Rep. Silvestre Reyes of Texas, who incoming House Speaker Nancy Pelosi has tapped to head the Intelligence Committee when the Democrats take over in January, failed a quiz of basic questions about al Qaeda and Hezbollah, two of the key terrorist organizations the intelligence community has focused on since the September 11, 2001 attacks.
When asked by CQ National Security Editor Jeff Stein whether al Qaeda is one or the other of the two major branches of Islam — Sunni or Shiite — Reyes answered "they are probably both," then ventured "Predominantly — probably Shiite."
Democrats are lampooned as representing the moneyed-and-educated class — college town liberal or whatever David Brooks calls them. So why then does the new Speaker of the House nominate a Texan who says he’s "acutely aware of al Qaeda’s desire to harm Americans" and completely ignorant of everything else? Where’s Bill Clinton, or better yet, the old men (Jimmy Carter, James Baker, Robert Gates) who are, it seems, the only curmudgeons actually saying anything?
In our national public life these days, if you want to make any realistic recommendation on policy options, you have to be over 75, plenty of money in the bank and with nothing left to lose. Take Jimmy Carter and James Baker. Carter denounces Israel’s "imprisonment wall" and Baker slips Palestinians’ right of return into his Study Group’s road map to peace.
The subject of Israel’s nuclear capability was raised last week by Robert Gates, the incoming US defence secretary, who told a Senate confirmation hearing that Israel had atomic weapons.
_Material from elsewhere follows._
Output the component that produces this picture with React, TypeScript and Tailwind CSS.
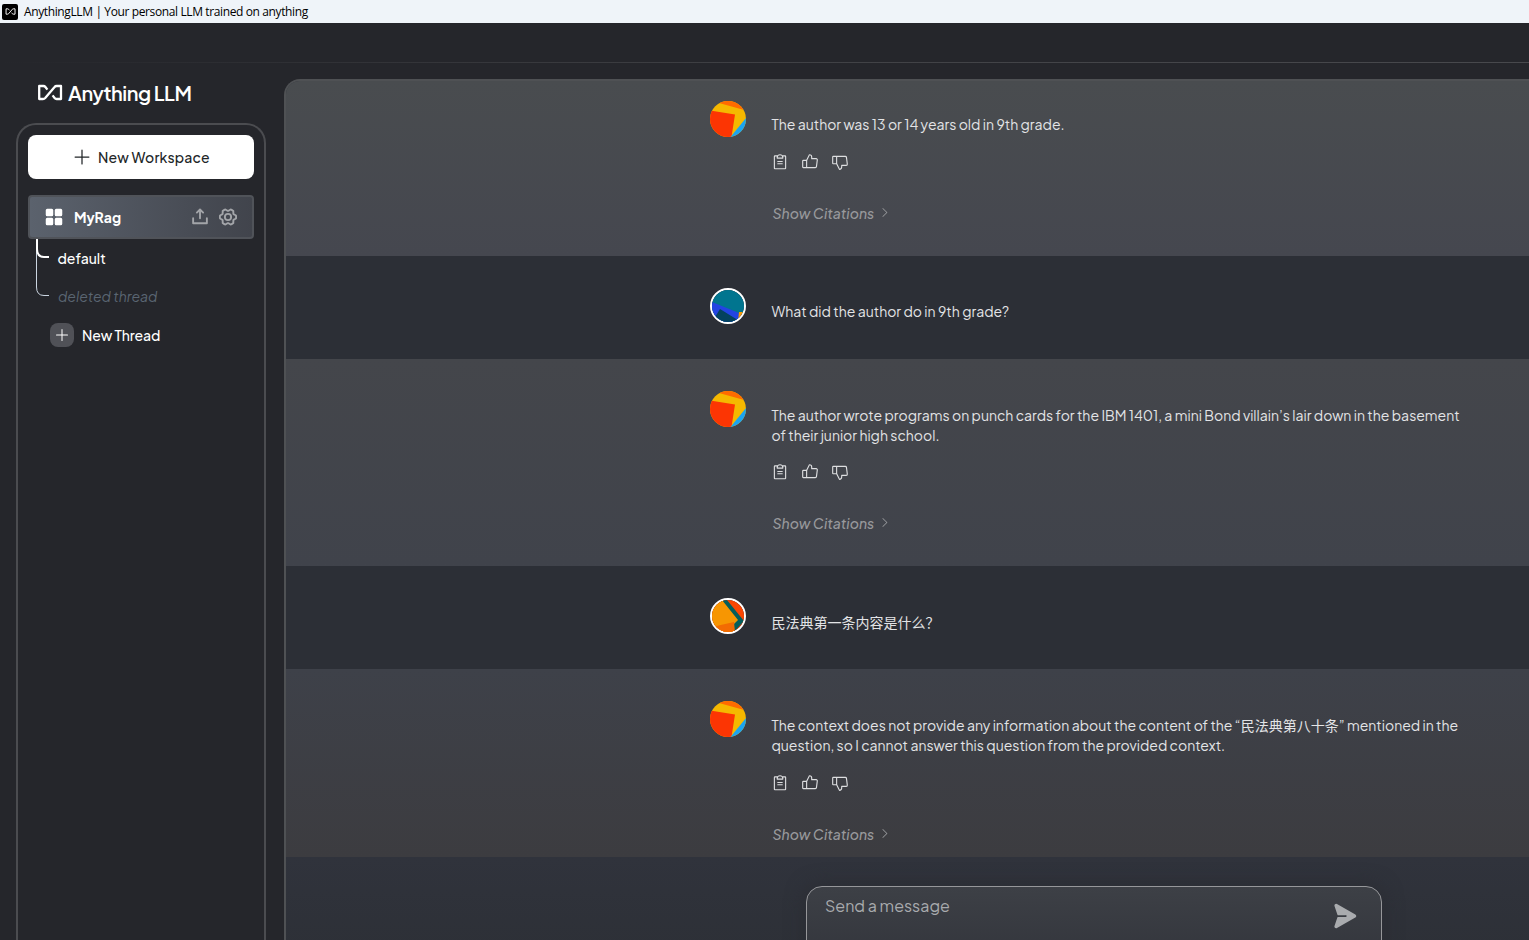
import { PiClipboardText, PiThumbsUp, PiThumbsDown, PiCaretRight, PiPaperPlaneRightFill, PiUploadSimpleBold, PiGearSixBold, PiSquaresFourFill, PiPlus } from "react-icons/pi";

function Mark({ className }: { className: string }) {
  return (
    <svg viewBox="0 0 26 17" className={className} fill="none" stroke="currentColor" strokeWidth="2.3" strokeLinejoin="round">
      <path d="M10.400 5.600 L8.400 3 Q7.600 2 6.400 2 H2.200 V15 H6 Q7.300 15 8.200 14 L17.600 3 Q18.400 2 19.600 2 H24 V15 H19.600 Q18.400 15 17.600 14 L15.600 11.400" />
    </svg>
  );
}

type Kind = "bot" | "blue" | "orange";

function Avatar({ kind }: { kind: Kind }) {
  if (kind === "bot")
    return (
      <svg viewBox="0 0 36 36" className="size-9 shrink-0 rounded-full">
        <rect width="36" height="36" fill="#f5b800" />
        <path d="M0 0H36V9.500L9 2L0 -1Z" fill="#ff6b00" />
        <path d="M0 9.500L25 13.500L21.500 36H0Z" fill="#fc3503" />
        <path d="M36 17L20.500 36H36Z" fill="#1ba4f0" />
      </svg>
    );
  return (
    <svg viewBox="0 0 32 32" className="size-9 shrink-0 rounded-full border-2 border-white">
      {kind === "blue" ? (
        <>
          <rect width="32" height="32" fill="#01758f" />
          <path d="M0 12L32 25V32H0Z" fill="#2344e2" />
          <path d="M8 19L29 32H0Z" fill="#03425e" />
          <path d="M27 22H32V32H26Z" fill="#f79a04" />
        </>
      ) : (
        <>
          <rect width="32" height="32" fill="#fb4602" />
          <path d="M9 0H15L32 21L22 32Z" fill="#055e5b" />
          <path d="M0 0H10L26 20L22 24V32H0Z" fill="#f79602" />
          <path d="M0 27L22 22L23 32H0Z" fill="#f36b02" />
        </>
      )}
    </svg>
  );
}

function Actions({ className }: { className: string }) {
  return (
    <>
      <div className={`-ml-[0.5px] flex gap-3 text-[18px] text-[#dddee0] ${className}`}>
        <PiClipboardText />
        <PiThumbsUp />
        <PiThumbsDown />
      </div>
      <div className="mt-[32px] flex h-5 items-center text-[14px] font-medium italic text-[#98999c]">
        <span className="w-[106px] whitespace-nowrap pl-px tracking-[0.04px]">Show Citations</span>
        <PiCaretRight className="-mt-[2px] text-[13px]" />
      </div>
    </>
  );
}

export default function App() {
  return (
    <div className="flex h-[940px] w-[1529px] flex-col overflow-hidden bg-[#25262b] font-['Plus_Jakarta_Sans',Inter,'Noto_Sans_CJK_SC',sans-serif]">
      <header className="flex h-[23px] shrink-0 items-center bg-[#eff4f9] pl-[2px] font-['Open_Sans',sans-serif] text-[12px] text-black">
        <span className="mr-[6px] flex size-4 items-center justify-center rounded-[2px] bg-black text-white">
          <Mark className="h-[7px] w-[11px]" />
        </span>
        <span className="whitespace-nowrap tracking-[-0.38px]">AnythingLLM | Your personal LLM trained on anything</span>
      </header>
      <div className="h-[39px] shrink-0" />
      <div className="h-px shrink-0 bg-linear-to-r from-[#25262b] via-[#404145] to-[#48494d]" />
      <div className="flex min-h-0 flex-1">
        <aside className="flex w-[284px] shrink-0 flex-col pl-4">
          <div className="flex h-[60px] items-center pl-[21px] text-white">
            <Mark className="-mt-px mr-[5px] h-[17px] w-[26px]" />
            <span className="whitespace-nowrap text-[20px] font-semibold tracking-[-0.45px]">Anything LLM</span>
          </div>
          <div className="w-[250px] flex-1 rounded-t-[20px] border-2 border-b-0 border-[#4b4c50] px-[10px] pt-[10px]">
            <button className="flex h-11 w-full items-center rounded-lg bg-white pl-[44px] text-[14px] font-medium text-[#222628]">
              <PiPlus className="mr-[6px] text-[20px]" />
              <span className="whitespace-nowrap pt-px tracking-[0.15px]">New Workspace</span>
            </button>
            <div className="mt-4 flex h-11 items-center rounded-[4px] border-2 border-[#505359] bg-linear-to-r from-[#5b626d] to-[#41444c] pl-[12px] pr-[14px] text-white">
              <PiSquaresFourFill className="text-[24px]" />
              <span className="ml-[8px] flex-1 text-[14px] font-bold tracking-[-0.05px]">MyRag</span>
              <PiUploadSimpleBold className="mr-[8px] text-[20px] text-[#a3a5a9]" />
              <PiGearSixBold className="text-[20px] text-[#a3a5a9]" />
            </div>
            <div className="flex text-[14px] leading-5">
              <svg width="30" height="60" viewBox="0 0 30 60" fill="none" className="shrink-0">
                <path d="M8.500 10V48Q8.500 56.500 16 56.500H21" stroke="#cbd5e1" />
                <path d="M9 0V10Q9 18 16 18H21" stroke="#fff" strokeWidth="2" />
              </svg>
              <div className="-ml-[0.5px] whitespace-nowrap pt-[9px]">
                <div className="font-medium text-white">default</div>
                <div className="mt-[18px] pl-[0.5px] italic text-[#5a6572]">deleted thread</div>
              </div>
            </div>
            <div className="mt-[17px] flex items-center pl-[22px] text-[14px] font-medium text-white">
              <span className="mr-2 flex size-6 items-center justify-center rounded-lg bg-[#505157]">
                <PiPlus className="text-[16px]" />
              </span>
              <span className="whitespace-nowrap tracking-[-0.1px]">New Thread</span>
            </div>
          </div>
        </aside>
        <main className="mt-4 flex min-w-0 flex-1 flex-col overflow-hidden rounded-tl-2xl border-l-2 border-t-2 border-[#4f5154] bg-[#2f323a] text-[14px] leading-5 text-[#e3e4e6]">
          <section className="flex h-[175px] shrink-0 bg-linear-to-b from-[#494c4f] to-[#45474f] pl-[424px] pt-5">
            <Avatar kind="bot" />
            <div className="ml-[25.5px] pt-[13px]">
              <p className="whitespace-nowrap">The author was 13 or 14 years old in 9th grade.</p>
              <Actions className="mt-[19px]" />
            </div>
          </section>
          <section className="flex h-[103px] shrink-0 bg-[#2c2f36] pl-[424px] pt-8">
            <Avatar kind="blue" />
            <p className="ml-[25.5px] whitespace-nowrap pt-[13px]">What did the author do in 9th grade?</p>
          </section>
          <section className="flex h-[207px] shrink-0 bg-linear-to-b from-[#44464b] to-[#40434b] pl-[424px] pt-8">
            <Avatar kind="bot" />
            <div className="ml-[25.5px] pt-[14px]">
              <p className="whitespace-nowrap">The author wrote programs on punch cards for the IBM 1401, a mini Bond villain’s lair down in the basement</p>
              <p className="whitespace-nowrap">of their junior high school.</p>
              <Actions className="mt-[18px]" />
            </div>
          </section>
          <section className="flex h-[103px] shrink-0 bg-[#2c2f36] pl-[424px] pt-8">
            <Avatar kind="orange" />
            <p className="ml-[25.5px] whitespace-nowrap pt-[14px]">民法典第一条内容是什么？</p>
          </section>
          <section className="flex h-[188px] shrink-0 bg-linear-to-b from-[#3e4149] to-[#3c3c40] pl-[424px] pt-8">
            <Avatar kind="bot" />
            <div className="ml-[25.5px] pt-[14px]">
              <p className="whitespace-nowrap">The context does not provide any information about the content of the “民法典第八十条” mentioned in the</p>
              <p className="whitespace-nowrap">question, so I cannot answer this question from the provided context.</p>
              <Actions className="mt-[19px]" />
            </div>
          </section>
          <footer className="flex-1 bg-linear-to-b from-[#30333c] to-[#2c2f35] pl-[520px] pt-[29px]">
            <div className="flex h-[100px] w-[576px] justify-between rounded-t-2xl border border-[#96979a] bg-linear-to-b from-[#3d4046] to-[#303239] pl-[18px] pr-[23px] text-[#a9abae] shadow-[0_0_20px_#2a2c32]">
              <span className="mt-[7px] h-6 text-[16px] leading-6">Send a message</span>
              <PiPaperPlaneRightFill className="mt-[15px] text-[28px]" />
            </div>
          </footer>
        </main>
      </div>
    </div>
  );
}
Gates on Tuesday said that Iran might want an atomic bomb because it is "surrounded by powers with nuclear weapons: Pakistan to their east, the Russians to the north, the Israelis to the west and us [the US] in the Persian Gulf". The remark led Israeli news bulletins with Israeli state-run radio suggesting that Gates may have breached a US "don’t ask, don’t tell" policy that dates back to the late 1960s.